Downham v. Holloway

158 Ind. 626 | Ind. | 1902

Monks, J.

It appears from the pleadings that on September 28, 1876, Nancy A. Holloway, a person of unsound mind, not under guardianship, conveyed eighty acres of real estate in Hamilton county, Indiana, to appellee, her son, who took and held exclusive and adverse possession thereof under said deed continuously until the commencement of this action on December 19, 1898. The consideration named in said deed was $2,500, but no part thereof has ever been paid. Said Nancy A. Holloway *627died intestate in July, 1898. After her death, and on November 28, 1898, and before the commencement of this action, appellants, heirs of deceased, disaffirmed said deed on the ground that said Nancy was of unsound mind when she executed the same, and commenced this action for partition and to quiet their title as such heirs to their shares of said real estate. The statute of limitations was pleaded in bar of the action. If the same began to run when the deed was executed, on September 28, 1876, the judgment must be affirmed; if not. it must be reversed.

The deed of a person of unsound mind not under guardianship is not void, but only voidable. Aetna Life Ins. Co. v. Sellers, 154 Ind. 370, 371, 372, 77 Am. St. 481, and cases cited; Thrash v. Starbuck, 145 Ind. 673; Ashmead v. Reynolds, 127 Ind. 441, 444. Such voidable deed vests the title to the real estate in the grantee the same as an unimpeachable deed until disaffirmed by the grantor on becoming sane, or by his heirs after his death. Schuff v. Ransom, 79 Ind. 458, 465; Nichol v. Thomas, 53 Ind. 42, 53.

So long as the grantor remains of unsound mind, he has no power to affirm or disaffirm such deed. Nichol v. Thomas, supra, 53; Aetna Life Ins. Co. v. Sellers, 154 Ind. 370, 372, and cases cited.

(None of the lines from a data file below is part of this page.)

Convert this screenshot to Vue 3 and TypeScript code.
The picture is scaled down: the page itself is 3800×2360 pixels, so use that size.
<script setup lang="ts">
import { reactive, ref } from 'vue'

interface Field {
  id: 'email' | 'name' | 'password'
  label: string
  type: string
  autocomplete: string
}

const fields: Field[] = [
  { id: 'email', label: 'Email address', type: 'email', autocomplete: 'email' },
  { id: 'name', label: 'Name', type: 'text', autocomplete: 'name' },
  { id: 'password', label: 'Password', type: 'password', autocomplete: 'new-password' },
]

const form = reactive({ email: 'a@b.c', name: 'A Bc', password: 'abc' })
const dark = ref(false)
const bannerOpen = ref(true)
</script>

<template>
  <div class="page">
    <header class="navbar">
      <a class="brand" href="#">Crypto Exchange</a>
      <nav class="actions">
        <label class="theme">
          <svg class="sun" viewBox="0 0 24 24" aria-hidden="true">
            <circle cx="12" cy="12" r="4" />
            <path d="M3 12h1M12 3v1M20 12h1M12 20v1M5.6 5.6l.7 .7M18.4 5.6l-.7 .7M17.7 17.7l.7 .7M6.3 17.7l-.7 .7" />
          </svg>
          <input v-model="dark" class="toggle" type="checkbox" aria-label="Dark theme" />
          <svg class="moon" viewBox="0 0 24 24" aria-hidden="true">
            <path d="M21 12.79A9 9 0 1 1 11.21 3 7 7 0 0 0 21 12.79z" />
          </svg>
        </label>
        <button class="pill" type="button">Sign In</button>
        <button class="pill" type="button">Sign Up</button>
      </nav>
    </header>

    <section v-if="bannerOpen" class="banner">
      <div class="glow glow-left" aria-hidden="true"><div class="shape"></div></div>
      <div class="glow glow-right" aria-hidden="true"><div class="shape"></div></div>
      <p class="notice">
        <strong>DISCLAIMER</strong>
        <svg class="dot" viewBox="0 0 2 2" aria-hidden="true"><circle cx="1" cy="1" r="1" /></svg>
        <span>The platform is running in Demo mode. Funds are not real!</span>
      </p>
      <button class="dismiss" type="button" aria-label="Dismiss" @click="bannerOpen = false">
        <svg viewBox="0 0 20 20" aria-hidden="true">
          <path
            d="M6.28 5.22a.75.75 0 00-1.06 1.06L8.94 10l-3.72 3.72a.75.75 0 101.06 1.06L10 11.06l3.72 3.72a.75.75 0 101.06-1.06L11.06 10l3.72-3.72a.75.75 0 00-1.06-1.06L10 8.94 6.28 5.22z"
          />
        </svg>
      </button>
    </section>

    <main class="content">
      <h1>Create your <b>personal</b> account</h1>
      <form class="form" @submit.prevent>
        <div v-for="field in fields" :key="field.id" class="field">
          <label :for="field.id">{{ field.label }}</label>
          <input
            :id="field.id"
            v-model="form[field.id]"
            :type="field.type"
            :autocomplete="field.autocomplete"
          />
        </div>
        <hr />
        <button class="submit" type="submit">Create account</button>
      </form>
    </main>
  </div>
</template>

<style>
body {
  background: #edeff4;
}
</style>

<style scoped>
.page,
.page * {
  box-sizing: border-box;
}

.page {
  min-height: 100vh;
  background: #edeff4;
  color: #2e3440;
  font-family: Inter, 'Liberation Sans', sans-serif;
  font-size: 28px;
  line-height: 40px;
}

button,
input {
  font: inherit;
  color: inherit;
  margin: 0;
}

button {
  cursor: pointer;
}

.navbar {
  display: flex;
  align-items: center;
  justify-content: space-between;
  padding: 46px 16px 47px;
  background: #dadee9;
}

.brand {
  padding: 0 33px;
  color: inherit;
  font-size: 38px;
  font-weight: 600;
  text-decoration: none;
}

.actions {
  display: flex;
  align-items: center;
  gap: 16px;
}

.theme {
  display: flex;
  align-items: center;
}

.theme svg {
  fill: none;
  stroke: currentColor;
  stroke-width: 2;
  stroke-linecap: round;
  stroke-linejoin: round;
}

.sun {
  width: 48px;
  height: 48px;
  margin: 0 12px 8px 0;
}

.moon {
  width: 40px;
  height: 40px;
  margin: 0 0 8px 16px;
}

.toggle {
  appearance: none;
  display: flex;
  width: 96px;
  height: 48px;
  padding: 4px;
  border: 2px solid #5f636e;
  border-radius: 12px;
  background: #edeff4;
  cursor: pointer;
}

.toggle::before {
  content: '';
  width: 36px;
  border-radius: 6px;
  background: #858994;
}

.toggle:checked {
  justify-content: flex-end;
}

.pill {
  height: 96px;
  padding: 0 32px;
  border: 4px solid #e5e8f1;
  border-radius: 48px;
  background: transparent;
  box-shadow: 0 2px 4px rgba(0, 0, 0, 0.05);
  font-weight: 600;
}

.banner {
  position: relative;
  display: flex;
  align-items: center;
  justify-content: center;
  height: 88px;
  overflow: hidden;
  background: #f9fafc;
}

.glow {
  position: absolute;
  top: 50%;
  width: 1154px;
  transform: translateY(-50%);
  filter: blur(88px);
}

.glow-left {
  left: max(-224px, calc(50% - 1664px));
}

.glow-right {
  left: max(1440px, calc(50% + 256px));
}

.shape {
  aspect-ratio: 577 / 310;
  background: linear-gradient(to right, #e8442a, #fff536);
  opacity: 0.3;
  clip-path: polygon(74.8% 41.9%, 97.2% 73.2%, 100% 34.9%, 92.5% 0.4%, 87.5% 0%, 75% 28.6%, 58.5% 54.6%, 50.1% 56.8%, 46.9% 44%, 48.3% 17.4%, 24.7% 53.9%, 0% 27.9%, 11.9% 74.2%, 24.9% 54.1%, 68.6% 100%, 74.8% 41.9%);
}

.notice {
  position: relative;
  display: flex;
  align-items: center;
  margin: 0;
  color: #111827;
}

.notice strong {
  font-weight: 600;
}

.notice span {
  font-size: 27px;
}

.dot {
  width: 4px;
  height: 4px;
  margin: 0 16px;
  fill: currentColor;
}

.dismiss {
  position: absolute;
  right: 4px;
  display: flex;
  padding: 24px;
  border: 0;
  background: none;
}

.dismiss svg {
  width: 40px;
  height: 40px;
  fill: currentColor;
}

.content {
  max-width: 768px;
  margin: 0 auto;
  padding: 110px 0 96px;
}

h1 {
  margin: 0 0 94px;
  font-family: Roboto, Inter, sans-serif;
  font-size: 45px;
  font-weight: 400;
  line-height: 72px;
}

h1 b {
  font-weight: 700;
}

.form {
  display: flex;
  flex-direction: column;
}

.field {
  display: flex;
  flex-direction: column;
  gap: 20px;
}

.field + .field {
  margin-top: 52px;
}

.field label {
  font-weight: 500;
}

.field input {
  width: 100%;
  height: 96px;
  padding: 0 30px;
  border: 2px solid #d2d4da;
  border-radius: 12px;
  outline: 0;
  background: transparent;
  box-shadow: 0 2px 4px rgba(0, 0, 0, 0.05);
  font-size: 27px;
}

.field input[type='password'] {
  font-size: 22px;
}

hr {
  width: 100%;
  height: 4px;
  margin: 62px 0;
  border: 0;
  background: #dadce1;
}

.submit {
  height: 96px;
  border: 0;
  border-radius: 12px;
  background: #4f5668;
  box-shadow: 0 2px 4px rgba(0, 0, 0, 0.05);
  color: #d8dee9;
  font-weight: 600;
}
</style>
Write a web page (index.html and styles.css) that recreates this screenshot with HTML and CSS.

It is the act of disaffirmance which renders such voidable deed a nullity, and not the proceedings which may be taken to give force to the disaffirmance after it has been made. Ashmead v. Reynolds, 127 Ind. 441, 444; Long v. Williams, 74 Ind. 115, 119.

Until such deed is disaffirmed, there is no right of action; in other words, the action does not accrue until after the disaffirmance. Aetna Life Ins. Co. v. Sellers, 154 Ind. 370, 372, 373, and cases cited; Ashmead v. Reynolds, supra; Fay v. Burditt, 81 Ind. 433, 437, 42 Am. Rep. 142; Schuff v. Ransom, supra, 458, 465; Nichol v. Thomas, 53 Ind. 42, 53; Welch v. Bunce, 83 Ind. 382, 385; Richardson v. Pate, 93 Ind. 423, 426-428, 47 Am. Rep. 374.

*628In. this case the grantor, Nancy A. Holloway, continued of unsound mind until her death. She therefore had no power to disaffirm said deed no.r maintain any action for said real estate in her lifetime.

The statute of limitations will not begin to run until the cause of action accrues. Buswell on Limitations and Adverse Possession, pp. 37, 38; Angell on Limitations (6th ed.), §42; Wood on Limitations (3rd ed.), §117; King v. Carmichael, 136 Ind. 20, 28, 43 Am. St. 303, and cases cited. It follows that the statute of limitations did not begin to run when said deed was executed to appellee. The case must, therefore, be reversed.

Judgment reversed, with instructions to sustain appellants’ demurrer to the fourth and ninth paragraphs of appellee’s answer, and for further proceedings not inconsistent with this opinion.